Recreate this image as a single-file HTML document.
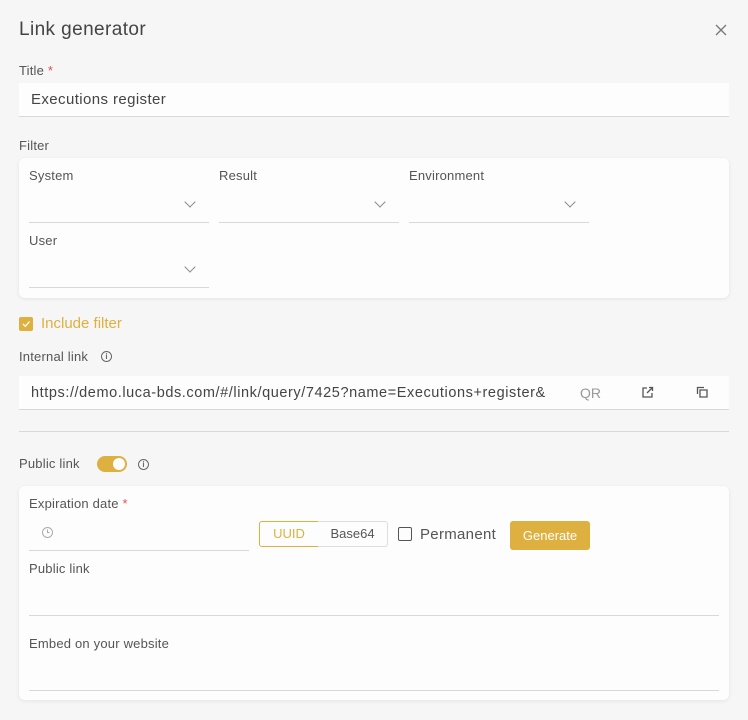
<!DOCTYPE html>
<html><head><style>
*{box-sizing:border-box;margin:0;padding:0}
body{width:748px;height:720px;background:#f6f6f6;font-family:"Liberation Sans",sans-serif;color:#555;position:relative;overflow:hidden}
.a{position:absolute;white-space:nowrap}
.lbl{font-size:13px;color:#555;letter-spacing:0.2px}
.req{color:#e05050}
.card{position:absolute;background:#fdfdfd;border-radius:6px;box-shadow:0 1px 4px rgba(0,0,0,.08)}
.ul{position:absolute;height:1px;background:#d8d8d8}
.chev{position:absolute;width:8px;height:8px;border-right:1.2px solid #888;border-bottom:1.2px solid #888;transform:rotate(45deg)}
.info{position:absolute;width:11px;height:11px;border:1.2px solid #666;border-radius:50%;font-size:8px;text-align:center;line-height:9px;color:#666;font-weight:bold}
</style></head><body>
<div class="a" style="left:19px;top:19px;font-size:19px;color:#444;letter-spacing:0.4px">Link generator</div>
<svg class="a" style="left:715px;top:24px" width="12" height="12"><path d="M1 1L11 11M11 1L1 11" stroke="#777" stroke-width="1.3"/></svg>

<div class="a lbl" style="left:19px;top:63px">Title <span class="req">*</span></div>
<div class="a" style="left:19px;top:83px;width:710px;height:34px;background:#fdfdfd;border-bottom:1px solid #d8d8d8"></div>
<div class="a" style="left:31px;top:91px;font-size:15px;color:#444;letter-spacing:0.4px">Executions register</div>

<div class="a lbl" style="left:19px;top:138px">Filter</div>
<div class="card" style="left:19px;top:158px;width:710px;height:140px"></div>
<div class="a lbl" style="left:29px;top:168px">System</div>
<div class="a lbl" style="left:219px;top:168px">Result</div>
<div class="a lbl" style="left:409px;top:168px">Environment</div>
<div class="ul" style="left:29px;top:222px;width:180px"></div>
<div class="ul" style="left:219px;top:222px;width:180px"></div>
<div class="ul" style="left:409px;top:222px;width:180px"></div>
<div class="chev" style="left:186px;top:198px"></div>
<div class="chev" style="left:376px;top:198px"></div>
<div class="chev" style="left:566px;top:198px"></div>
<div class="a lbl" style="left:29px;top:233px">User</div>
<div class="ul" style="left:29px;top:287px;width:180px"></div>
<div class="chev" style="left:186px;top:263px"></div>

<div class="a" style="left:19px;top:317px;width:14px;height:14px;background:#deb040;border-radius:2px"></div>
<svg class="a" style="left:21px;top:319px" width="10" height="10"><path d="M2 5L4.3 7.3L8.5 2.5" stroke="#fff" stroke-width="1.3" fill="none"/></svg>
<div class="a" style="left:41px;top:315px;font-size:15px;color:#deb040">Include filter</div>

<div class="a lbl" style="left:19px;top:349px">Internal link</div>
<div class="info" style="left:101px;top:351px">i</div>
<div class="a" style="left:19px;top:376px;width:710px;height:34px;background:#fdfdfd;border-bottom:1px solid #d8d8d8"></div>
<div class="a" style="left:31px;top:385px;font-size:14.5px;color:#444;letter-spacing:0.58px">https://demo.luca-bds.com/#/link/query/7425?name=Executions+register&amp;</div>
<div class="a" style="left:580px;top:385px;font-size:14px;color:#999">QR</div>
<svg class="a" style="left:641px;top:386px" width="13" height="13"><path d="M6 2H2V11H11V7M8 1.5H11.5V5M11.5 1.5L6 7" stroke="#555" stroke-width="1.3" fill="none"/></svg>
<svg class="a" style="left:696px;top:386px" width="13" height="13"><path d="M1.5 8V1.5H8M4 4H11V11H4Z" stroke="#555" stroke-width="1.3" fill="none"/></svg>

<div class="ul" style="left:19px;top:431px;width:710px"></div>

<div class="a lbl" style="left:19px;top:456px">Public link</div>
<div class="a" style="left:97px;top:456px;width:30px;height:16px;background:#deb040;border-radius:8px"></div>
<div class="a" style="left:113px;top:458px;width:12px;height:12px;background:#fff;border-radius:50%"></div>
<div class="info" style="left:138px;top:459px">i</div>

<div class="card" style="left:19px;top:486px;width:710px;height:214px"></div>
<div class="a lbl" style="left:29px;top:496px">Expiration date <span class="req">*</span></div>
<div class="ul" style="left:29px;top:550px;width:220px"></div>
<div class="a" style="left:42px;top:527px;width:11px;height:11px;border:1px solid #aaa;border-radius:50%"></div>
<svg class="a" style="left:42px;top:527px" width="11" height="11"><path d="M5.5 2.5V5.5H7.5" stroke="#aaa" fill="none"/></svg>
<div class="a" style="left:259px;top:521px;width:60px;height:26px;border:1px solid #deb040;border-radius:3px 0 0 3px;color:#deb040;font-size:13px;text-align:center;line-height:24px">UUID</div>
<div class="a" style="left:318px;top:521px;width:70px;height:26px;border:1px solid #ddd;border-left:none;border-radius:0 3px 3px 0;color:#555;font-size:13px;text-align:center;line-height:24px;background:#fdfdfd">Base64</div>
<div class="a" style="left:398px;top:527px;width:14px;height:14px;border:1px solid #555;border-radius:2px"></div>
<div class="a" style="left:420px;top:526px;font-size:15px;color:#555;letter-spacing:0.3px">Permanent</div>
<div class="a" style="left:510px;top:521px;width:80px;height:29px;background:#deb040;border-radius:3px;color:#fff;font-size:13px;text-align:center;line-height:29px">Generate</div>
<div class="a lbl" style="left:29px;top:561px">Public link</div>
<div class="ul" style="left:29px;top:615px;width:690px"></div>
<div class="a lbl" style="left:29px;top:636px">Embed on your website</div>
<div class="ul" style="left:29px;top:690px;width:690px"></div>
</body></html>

::::::::::

__Goal__: Every line is to be duplicated exactly, though pictures stay out.

__Worked answer__:
Recreate this image as a single-file HTML document.
<!DOCTYPE html>
<html><head><style>
*{box-sizing:border-box;margin:0;padding:0}
body{width:748px;height:720px;background:#f6f6f6;font-family:"Liberation Sans",sans-serif;color:#555;position:relative;overflow:hidden}
.a{position:absolute;white-space:nowrap}
.lbl{font-size:13px;color:#555;letter-spacing:0.2px}
.req{color:#e05050}
.card{position:absolute;background:#fdfdfd;border-radius:6px;box-shadow:0 1px 4px rgba(0,0,0,.08)}
.ul{position:absolute;height:1px;background:#d8d8d8}
.chev{position:absolute;width:8px;height:8px;border-right:1.2px solid #888;border-bottom:1.2px solid #888;transform:rotate(45deg)}
.info{position:absolute;width:11px;height:11px;border:1.2px solid #666;border-radius:50%;font-size:8px;text-align:center;line-height:9px;color:#666;font-weight:bold}
</style></head><body>
<div class="a" style="left:19px;top:19px;font-size:19px;color:#444;letter-spacing:0.4px">Link generator</div>
<svg class="a" style="left:715px;top:24px" width="12" height="12"><path d="M1 1L11 11M11 1L1 11" stroke="#777" stroke-width="1.3"/></svg>

<div class="a lbl" style="left:19px;top:63px">Title <span class="req">*</span></div>
<div class="a" style="left:19px;top:83px;width:710px;height:34px;background:#fdfdfd;border-bottom:1px solid #d8d8d8"></div>
<div class="a" style="left:31px;top:91px;font-size:15px;color:#444;letter-spacing:0.4px">Executions register</div>

<div class="a lbl" style="left:19px;top:138px">Filter</div>
<div class="card" style="left:19px;top:158px;width:710px;height:140px"></div>
<div class="a lbl" style="left:29px;top:168px">System</div>
<div class="a lbl" style="left:219px;top:168px">Result</div>
<div class="a lbl" style="left:409px;top:168px">Environment</div>
<div class="ul" style="left:29px;top:222px;width:180px"></div>
<div class="ul" style="left:219px;top:222px;width:180px"></div>
<div class="ul" style="left:409px;top:222px;width:180px"></div>
<div class="chev" style="left:186px;top:198px"></div>
<div class="chev" style="left:376px;top:198px"></div>
<div class="chev" style="left:566px;top:198px"></div>
<div class="a lbl" style="left:29px;top:233px">User</div>
<div class="ul" style="left:29px;top:287px;width:180px"></div>
<div class="chev" style="left:186px;top:263px"></div>

<div class="a" style="left:19px;top:317px;width:14px;height:14px;background:#deb040;border-radius:2px"></div>
<svg class="a" style="left:21px;top:319px" width="10" height="10"><path d="M2 5L4.3 7.3L8.5 2.5" stroke="#fff" stroke-width="1.3" fill="none"/></svg>
<div class="a" style="left:41px;top:315px;font-size:15px;color:#deb040">Include filter</div>

<div class="a lbl" style="left:19px;top:349px">Internal link</div>
<div class="info" style="left:101px;top:351px">i</div>
<div class="a" style="left:19px;top:376px;width:710px;height:34px;background:#fdfdfd;border-bottom:1px solid #d8d8d8"></div>
<div class="a" style="left:31px;top:385px;font-size:14.5px;color:#444;letter-spacing:0.58px">https://demo.luca-bds.com/#/link/query/7425?name=Executions+register&amp;</div>
<div class="a" style="left:580px;top:385px;font-size:14px;color:#999">QR</div>
<svg class="a" style="left:641px;top:386px" width="13" height="13"><path d="M6 2H2V11H11V7M8 1.5H11.5V5M11.5 1.5L6 7" stroke="#555" stroke-width="1.3" fill="none"/></svg>
<svg class="a" style="left:696px;top:386px" width="13" height="13"><path d="M1.5 8V1.5H8M4 4H11V11H4Z" stroke="#555" stroke-width="1.3" fill="none"/></svg>

<div class="ul" style="left:19px;top:431px;width:710px"></div>

<div class="a lbl" style="left:19px;top:456px">Public link</div>
<div class="a" style="left:97px;top:456px;width:30px;height:16px;background:#deb040;border-radius:8px"></div>
<div class="a" style="left:113px;top:458px;width:12px;height:12px;background:#fff;border-radius:50%"></div>
<div class="info" style="left:138px;top:459px">i</div>

<div class="card" style="left:19px;top:486px;width:710px;height:214px"></div>
<div class="a lbl" style="left:29px;top:496px">Expiration date <span class="req">*</span></div>
<div class="ul" style="left:29px;top:550px;width:220px"></div>
<div class="a" style="left:42px;top:527px;width:11px;height:11px;border:1px solid #aaa;border-radius:50%"></div>
<svg class="a" style="left:42px;top:527px" width="11" height="11"><path d="M5.5 2.5V5.5H7.5" stroke="#aaa" fill="none"/></svg>
<div class="a" style="left:259px;top:521px;width:60px;height:26px;border:1px solid #deb040;border-radius:3px 0 0 3px;color:#deb040;font-size:13px;text-align:center;line-height:24px">UUID</div>
<div class="a" style="left:318px;top:521px;width:70px;height:26px;border:1px solid #ddd;border-left:none;border-radius:0 3px 3px 0;color:#555;font-size:13px;text-align:center;line-height:24px;background:#fdfdfd">Base64</div>
<div class="a" style="left:398px;top:527px;width:14px;height:14px;border:1px solid #555;border-radius:2px"></div>
<div class="a" style="left:420px;top:526px;font-size:15px;color:#555;letter-spacing:0.3px">Permanent</div>
<div class="a" style="left:510px;top:521px;width:80px;height:29px;background:#deb040;border-radius:3px;color:#fff;font-size:13px;text-align:center;line-height:29px">Generate</div>
<div class="a lbl" style="left:29px;top:561px">Public link</div>
<div class="ul" style="left:29px;top:615px;width:690px"></div>
<div class="a lbl" style="left:29px;top:636px">Embed on your website</div>
<div class="ul" style="left:29px;top:690px;width:690px"></div>
</body></html>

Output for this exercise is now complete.